Haha yes after submitting I realized I never explained the word gates: you can only open it if your character has that complete word. I saw my playtesters figuring it out quickly, so I never even put so much as a hint about it in the game :p

And that's a very cool idea (getting more moves by spelling words), thanks! I might just add that in a future version :)

Thanks for playing! And yes, if I had more time, I wanted to make a system where you just couldn't move too far away from each other. (Or maybe even a splitscreen, although I doubt how well that would work with the vibe and mechanics of the game.)

Thanks for playing! And yeah, I really love Godot for making Jam games, it's just so fast to make prototypes and try out ideas :) 

Thanks for playing! And also thanks a lot for the detailed feedback, will surely improve those points once the jam is over. (I had many more player actions planned and some mechanics to keep the 2nd player busy as well, but ran out of time!)

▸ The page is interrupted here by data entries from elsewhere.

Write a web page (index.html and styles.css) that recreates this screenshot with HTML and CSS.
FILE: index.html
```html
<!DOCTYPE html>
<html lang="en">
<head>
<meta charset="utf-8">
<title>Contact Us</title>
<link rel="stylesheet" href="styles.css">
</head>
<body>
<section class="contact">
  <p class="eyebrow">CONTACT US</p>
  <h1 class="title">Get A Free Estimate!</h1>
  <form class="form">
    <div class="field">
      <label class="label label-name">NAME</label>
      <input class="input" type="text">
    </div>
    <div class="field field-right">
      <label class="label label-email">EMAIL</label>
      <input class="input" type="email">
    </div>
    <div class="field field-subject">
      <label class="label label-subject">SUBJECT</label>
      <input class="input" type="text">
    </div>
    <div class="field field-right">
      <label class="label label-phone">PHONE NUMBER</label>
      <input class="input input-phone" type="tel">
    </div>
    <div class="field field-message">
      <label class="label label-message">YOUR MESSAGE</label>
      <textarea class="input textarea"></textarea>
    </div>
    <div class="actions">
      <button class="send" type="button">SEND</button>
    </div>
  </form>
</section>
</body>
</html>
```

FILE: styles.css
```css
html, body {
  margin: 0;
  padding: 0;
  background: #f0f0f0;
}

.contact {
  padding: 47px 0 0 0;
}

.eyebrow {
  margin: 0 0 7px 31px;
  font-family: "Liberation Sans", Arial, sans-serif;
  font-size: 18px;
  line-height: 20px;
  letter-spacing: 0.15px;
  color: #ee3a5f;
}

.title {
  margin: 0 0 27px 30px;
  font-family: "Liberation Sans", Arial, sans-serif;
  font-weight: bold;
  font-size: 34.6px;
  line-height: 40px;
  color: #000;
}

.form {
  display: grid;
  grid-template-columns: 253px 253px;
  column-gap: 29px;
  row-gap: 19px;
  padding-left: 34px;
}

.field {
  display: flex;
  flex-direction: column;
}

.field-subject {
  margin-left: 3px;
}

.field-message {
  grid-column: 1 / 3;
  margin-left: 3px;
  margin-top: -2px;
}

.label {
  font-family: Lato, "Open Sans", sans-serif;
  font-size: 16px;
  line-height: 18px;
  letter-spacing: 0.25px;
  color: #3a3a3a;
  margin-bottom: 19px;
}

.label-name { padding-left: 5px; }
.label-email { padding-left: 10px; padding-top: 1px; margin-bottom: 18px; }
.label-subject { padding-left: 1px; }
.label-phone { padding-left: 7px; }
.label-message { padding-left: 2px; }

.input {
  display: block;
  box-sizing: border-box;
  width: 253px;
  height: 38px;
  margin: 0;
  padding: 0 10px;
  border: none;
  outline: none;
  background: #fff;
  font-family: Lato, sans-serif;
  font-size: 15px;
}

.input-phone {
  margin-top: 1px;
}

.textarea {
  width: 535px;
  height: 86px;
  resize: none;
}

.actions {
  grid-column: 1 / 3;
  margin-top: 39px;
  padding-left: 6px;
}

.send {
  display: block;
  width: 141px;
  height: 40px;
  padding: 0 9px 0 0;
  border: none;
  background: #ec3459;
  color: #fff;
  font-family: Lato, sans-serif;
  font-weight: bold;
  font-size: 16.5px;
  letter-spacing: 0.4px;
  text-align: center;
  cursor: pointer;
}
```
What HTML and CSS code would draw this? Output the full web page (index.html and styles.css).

Thanks a lot! Sorry to hear about your performance issues :( Any idea what might have caused that? On what machine/OS were you playing the game? 

Thanks a lot!

Well, it's partly part of the original design, and partly not :p I wanted to provide some "3d illusions" and have some mystery as to what's in the level and where, but currently there is too much of that "mystery" and I agree that it's sometimes hard to tell what's going on. I've been thinking a lot about possible solutions, so I'll surely be fixing that, just didn't have time to do so before the jam deadline!

An undo system is also a very good idea.

In case you want to know: there are currently 13 levels, but I plan on turning this game into a full feature project, in which case it will probably end up having like 20-30 levels :)

Thanks again for the kind words and the great feedback!